Requirement: Pick every line with "this" from the material below.

Excerpted data:
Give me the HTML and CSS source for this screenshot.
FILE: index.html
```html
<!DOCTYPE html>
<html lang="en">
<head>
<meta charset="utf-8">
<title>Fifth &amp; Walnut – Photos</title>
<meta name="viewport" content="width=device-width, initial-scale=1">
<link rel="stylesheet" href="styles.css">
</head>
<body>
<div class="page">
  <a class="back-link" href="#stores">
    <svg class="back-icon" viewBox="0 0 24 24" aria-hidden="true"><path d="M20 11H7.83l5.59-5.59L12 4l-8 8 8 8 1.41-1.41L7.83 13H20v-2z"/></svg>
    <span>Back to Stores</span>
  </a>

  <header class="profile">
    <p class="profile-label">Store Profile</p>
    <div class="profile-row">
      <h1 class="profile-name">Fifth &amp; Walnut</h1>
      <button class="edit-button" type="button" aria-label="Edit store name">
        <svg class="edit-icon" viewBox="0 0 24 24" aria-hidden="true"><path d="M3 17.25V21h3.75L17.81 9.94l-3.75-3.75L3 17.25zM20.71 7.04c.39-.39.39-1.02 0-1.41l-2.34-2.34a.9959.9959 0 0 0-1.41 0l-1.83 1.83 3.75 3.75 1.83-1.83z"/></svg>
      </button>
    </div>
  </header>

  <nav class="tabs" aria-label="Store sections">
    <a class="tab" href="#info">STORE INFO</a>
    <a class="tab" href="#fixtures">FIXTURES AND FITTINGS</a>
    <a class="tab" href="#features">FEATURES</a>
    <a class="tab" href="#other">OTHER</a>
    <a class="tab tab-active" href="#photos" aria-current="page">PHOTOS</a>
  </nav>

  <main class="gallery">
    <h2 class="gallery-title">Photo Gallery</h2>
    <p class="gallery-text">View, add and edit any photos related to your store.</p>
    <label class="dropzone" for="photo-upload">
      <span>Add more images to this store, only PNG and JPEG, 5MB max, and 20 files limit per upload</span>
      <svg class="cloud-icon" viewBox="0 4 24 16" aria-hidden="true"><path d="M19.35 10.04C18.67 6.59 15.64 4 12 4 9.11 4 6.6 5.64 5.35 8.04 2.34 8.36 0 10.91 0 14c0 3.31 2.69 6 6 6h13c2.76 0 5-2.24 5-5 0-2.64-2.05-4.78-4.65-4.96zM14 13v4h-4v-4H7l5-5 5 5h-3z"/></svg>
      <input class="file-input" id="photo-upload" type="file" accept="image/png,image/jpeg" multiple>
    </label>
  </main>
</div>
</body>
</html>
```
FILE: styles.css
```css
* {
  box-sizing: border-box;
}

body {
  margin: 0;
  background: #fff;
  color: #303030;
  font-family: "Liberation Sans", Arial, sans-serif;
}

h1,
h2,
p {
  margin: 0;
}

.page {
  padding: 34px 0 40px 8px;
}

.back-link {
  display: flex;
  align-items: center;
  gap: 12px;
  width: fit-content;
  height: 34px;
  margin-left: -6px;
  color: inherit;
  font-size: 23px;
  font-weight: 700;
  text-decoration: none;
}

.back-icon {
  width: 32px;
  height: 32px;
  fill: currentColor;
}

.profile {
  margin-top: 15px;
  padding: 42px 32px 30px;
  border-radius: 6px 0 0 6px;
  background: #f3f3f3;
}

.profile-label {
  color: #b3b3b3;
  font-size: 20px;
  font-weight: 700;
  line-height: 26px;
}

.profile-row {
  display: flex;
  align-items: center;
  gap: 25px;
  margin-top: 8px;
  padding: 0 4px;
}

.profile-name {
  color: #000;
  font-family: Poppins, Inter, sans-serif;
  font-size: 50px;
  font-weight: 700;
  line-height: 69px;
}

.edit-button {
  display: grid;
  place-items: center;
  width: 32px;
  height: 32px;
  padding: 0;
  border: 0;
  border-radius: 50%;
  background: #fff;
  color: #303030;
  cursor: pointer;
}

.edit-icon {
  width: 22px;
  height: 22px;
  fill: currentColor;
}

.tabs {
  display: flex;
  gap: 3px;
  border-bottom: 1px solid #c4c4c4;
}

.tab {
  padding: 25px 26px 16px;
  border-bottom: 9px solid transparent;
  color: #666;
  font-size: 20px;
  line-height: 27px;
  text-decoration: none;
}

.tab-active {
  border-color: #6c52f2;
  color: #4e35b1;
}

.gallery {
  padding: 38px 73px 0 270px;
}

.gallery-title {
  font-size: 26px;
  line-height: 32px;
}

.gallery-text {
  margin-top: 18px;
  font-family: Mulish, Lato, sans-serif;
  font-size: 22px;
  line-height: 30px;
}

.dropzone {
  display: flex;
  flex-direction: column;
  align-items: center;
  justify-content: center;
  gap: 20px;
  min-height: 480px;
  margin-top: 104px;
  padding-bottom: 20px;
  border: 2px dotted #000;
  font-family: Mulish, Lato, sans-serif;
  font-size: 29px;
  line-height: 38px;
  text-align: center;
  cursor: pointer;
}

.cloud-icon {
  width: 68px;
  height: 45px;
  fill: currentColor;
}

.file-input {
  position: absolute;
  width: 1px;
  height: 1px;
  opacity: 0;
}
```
--
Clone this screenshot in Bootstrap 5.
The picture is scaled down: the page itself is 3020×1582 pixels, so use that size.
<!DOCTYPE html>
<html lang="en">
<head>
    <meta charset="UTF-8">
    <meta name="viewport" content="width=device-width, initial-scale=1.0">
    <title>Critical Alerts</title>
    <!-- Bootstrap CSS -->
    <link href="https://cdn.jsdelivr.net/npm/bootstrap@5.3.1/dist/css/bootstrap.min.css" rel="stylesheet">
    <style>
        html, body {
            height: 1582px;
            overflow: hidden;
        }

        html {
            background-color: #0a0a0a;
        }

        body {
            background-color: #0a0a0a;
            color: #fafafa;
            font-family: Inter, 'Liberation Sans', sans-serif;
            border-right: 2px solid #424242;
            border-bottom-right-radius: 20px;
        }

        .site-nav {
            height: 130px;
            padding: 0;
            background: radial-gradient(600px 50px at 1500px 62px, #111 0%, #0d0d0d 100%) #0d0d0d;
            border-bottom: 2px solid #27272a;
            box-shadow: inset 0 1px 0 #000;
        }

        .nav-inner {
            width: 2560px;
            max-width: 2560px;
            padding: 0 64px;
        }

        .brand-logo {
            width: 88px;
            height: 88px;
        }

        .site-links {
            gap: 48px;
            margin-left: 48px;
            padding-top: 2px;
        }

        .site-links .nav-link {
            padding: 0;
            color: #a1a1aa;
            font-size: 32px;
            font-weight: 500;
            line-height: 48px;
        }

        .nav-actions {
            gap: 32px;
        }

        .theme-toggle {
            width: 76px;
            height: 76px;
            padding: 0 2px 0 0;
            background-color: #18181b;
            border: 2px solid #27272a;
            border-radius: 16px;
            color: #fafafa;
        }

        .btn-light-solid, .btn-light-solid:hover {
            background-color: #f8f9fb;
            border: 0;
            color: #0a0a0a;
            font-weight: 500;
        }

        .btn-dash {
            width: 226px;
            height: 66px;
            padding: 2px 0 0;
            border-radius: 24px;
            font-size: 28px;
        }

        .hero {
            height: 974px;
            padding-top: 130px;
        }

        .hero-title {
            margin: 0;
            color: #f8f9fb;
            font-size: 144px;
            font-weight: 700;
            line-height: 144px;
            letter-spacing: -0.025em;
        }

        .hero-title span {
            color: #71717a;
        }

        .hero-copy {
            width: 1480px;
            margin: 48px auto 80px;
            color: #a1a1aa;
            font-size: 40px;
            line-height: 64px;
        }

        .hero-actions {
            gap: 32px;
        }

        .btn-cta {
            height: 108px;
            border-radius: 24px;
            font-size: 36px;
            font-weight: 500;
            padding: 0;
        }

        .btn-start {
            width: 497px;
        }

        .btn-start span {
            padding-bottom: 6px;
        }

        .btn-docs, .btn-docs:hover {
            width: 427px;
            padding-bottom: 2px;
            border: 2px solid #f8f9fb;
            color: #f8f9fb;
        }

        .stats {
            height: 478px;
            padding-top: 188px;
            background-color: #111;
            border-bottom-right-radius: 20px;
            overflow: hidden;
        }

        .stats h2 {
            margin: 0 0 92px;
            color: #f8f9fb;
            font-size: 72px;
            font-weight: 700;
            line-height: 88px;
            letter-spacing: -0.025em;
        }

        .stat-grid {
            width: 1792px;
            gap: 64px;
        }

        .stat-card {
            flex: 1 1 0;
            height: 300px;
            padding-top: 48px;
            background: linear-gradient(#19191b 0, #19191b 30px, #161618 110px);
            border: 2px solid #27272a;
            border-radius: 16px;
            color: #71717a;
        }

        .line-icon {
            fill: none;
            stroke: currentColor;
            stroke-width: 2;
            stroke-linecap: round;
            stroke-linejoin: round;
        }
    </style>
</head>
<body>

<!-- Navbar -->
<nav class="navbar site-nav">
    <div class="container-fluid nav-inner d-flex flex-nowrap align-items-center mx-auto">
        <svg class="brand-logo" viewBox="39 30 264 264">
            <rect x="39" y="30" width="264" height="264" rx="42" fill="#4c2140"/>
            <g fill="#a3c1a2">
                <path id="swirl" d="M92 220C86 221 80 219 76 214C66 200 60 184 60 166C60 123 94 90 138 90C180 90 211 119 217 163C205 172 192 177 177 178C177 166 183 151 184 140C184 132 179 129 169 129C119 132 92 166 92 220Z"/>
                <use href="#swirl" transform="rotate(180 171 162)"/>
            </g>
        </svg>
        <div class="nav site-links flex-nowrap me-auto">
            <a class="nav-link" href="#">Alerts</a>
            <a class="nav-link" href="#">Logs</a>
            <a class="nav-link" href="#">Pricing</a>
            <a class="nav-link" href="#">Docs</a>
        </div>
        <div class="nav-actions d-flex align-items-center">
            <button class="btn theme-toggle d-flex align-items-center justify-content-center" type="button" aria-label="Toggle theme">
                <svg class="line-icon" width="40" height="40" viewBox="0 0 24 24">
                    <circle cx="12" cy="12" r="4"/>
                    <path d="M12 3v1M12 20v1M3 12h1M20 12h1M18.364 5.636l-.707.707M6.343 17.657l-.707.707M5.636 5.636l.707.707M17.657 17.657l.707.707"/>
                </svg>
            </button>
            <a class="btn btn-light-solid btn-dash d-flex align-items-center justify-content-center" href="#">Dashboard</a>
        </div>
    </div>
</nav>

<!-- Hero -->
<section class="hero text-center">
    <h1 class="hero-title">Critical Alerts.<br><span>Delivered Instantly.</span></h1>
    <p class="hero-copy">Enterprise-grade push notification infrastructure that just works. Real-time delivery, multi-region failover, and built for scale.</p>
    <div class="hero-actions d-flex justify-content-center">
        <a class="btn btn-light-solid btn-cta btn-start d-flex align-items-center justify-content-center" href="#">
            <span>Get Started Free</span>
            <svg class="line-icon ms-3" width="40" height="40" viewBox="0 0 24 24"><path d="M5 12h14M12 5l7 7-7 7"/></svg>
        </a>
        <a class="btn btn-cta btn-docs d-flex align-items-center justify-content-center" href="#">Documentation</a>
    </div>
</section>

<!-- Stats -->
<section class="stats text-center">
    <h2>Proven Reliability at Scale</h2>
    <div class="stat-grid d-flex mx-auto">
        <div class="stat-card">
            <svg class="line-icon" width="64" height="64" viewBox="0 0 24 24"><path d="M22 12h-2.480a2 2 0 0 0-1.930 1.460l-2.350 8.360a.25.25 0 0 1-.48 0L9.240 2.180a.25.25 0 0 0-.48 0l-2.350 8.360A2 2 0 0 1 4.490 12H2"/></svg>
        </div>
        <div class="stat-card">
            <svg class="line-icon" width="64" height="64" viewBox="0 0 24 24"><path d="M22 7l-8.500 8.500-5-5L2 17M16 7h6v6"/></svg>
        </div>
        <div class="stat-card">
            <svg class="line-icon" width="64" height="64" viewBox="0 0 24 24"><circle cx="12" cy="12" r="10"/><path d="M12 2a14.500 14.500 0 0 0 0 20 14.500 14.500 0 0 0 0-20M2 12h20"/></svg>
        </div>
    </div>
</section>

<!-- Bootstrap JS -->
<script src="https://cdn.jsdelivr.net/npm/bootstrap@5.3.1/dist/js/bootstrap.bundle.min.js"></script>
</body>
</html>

Written response:
Give me the HTML and CSS source for this screenshot.
      <span>Add more images to this store, only PNG and JPEG, 5MB max, and 20 files limit per upload</span>
Clone this screenshot in Bootstrap 5.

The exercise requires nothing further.